**What is required**
Search the listing below for the string "React" and copy every line where it occurs.

**Information provided**
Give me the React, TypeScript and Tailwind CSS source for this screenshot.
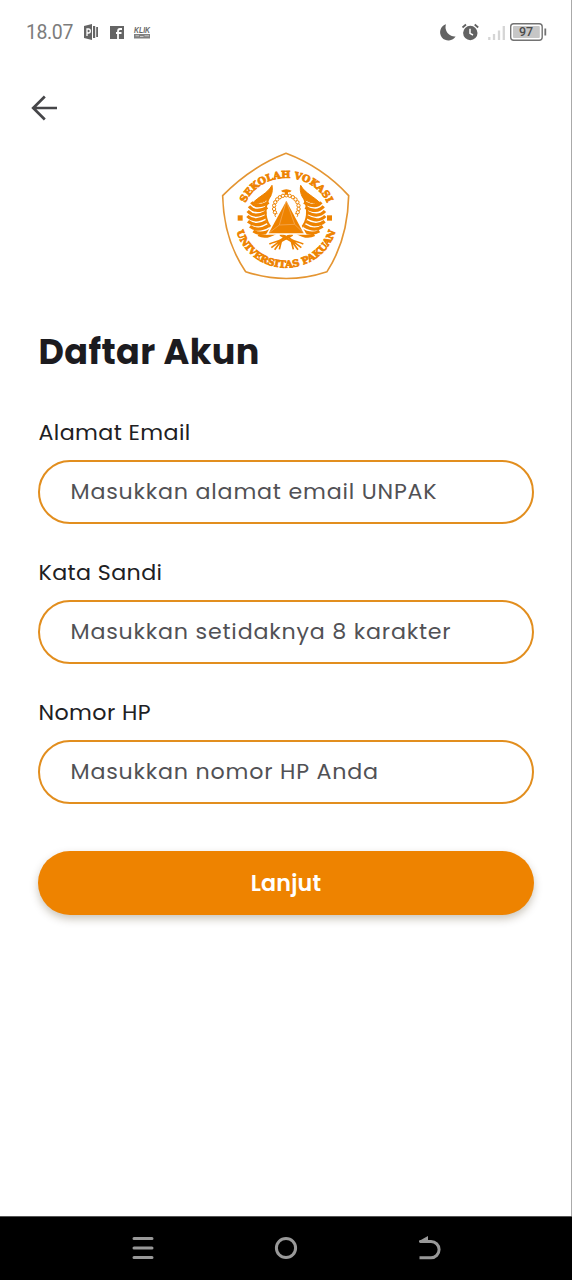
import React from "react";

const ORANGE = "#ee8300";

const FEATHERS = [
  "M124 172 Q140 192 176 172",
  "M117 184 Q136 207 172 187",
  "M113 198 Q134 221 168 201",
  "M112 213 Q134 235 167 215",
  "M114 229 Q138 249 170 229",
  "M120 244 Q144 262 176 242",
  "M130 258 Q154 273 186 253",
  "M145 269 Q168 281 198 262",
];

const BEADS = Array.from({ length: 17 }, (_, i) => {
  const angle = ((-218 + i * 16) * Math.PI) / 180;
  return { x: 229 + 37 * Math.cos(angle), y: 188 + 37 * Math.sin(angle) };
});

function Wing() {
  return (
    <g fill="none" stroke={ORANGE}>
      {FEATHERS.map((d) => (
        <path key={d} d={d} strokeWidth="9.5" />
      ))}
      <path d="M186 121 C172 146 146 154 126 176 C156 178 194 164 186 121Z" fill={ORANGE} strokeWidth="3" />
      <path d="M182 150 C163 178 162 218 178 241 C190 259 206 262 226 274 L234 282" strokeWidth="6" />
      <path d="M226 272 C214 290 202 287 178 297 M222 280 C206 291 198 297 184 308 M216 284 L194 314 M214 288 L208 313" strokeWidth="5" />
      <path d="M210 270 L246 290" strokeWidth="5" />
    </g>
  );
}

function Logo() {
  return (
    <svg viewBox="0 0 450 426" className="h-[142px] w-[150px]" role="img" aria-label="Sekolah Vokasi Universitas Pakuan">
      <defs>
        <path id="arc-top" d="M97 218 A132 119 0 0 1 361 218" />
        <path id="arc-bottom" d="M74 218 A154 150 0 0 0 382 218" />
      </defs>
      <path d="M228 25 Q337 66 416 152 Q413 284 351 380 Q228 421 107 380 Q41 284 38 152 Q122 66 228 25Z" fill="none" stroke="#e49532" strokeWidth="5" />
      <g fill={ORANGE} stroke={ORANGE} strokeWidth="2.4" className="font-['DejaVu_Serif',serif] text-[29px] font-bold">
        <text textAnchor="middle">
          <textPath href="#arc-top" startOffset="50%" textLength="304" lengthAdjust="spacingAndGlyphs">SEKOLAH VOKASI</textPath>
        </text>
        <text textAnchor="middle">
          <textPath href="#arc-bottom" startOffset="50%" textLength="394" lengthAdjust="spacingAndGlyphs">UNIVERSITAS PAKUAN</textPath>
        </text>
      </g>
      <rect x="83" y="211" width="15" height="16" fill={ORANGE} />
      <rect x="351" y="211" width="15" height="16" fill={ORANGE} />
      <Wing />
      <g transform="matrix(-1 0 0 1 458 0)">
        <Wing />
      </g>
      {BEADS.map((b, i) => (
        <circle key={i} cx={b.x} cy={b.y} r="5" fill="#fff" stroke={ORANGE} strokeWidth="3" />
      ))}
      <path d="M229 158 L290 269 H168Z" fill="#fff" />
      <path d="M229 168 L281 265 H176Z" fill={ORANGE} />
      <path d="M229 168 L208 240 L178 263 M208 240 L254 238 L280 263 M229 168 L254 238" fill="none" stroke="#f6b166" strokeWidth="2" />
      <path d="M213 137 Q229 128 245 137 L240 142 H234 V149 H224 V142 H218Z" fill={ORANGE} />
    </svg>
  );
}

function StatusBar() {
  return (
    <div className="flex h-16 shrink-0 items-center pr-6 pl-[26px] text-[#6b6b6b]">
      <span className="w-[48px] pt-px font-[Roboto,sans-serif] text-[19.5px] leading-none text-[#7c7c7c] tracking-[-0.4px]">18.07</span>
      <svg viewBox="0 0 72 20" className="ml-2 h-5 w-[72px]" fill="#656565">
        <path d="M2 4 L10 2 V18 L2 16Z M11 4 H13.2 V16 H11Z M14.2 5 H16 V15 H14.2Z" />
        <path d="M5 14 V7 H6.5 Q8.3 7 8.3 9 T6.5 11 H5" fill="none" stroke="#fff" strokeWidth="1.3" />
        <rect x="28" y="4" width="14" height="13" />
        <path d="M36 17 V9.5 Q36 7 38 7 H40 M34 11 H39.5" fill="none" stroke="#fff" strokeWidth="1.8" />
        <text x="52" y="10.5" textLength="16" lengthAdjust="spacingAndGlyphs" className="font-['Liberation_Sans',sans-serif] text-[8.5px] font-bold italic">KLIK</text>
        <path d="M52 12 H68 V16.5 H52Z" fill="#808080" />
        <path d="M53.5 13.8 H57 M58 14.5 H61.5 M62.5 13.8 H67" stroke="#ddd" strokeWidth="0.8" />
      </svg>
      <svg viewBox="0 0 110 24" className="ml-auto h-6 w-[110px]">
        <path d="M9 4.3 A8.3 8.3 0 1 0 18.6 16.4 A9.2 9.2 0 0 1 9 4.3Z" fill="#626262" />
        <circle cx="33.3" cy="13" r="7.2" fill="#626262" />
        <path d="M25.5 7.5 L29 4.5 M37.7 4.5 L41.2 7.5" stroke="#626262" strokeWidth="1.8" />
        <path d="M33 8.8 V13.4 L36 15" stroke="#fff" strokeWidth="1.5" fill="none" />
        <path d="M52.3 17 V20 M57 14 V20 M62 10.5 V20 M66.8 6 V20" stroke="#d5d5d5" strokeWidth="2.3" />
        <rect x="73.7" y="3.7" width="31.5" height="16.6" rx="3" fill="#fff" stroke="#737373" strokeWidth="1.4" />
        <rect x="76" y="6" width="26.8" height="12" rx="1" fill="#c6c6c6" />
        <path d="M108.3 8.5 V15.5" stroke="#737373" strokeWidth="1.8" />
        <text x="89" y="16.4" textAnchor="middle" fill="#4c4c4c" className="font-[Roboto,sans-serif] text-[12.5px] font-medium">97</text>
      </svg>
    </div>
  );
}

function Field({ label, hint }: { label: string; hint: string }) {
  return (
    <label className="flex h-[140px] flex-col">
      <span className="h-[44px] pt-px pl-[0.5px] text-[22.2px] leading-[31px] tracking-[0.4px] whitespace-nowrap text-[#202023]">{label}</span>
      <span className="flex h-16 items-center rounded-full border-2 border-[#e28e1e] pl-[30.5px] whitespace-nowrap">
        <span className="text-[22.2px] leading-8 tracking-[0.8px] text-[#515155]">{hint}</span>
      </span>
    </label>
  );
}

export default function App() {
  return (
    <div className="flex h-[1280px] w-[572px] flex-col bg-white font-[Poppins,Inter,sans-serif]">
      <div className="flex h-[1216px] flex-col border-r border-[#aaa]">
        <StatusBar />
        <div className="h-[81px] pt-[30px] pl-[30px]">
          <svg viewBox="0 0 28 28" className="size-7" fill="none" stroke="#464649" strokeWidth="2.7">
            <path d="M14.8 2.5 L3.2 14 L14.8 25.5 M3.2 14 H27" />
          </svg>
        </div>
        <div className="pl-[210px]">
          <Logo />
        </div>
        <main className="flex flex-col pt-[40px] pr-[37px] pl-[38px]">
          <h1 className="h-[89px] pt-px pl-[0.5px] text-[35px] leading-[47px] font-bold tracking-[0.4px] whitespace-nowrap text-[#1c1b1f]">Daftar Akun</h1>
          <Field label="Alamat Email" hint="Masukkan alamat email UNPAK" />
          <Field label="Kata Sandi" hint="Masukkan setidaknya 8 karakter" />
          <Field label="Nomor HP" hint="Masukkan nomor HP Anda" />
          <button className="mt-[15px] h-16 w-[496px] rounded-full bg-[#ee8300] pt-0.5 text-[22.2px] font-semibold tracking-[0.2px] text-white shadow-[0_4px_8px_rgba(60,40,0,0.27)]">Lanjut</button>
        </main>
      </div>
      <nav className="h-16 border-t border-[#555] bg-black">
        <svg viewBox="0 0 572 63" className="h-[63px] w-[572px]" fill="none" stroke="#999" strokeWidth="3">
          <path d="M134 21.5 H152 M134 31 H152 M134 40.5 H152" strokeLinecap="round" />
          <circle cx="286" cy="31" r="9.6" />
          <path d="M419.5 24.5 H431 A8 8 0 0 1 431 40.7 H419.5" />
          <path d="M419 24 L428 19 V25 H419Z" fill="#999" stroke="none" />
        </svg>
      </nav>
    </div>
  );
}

**Correct result**
Give me the React, TypeScript and Tailwind CSS source for this screenshot.
import React from "react";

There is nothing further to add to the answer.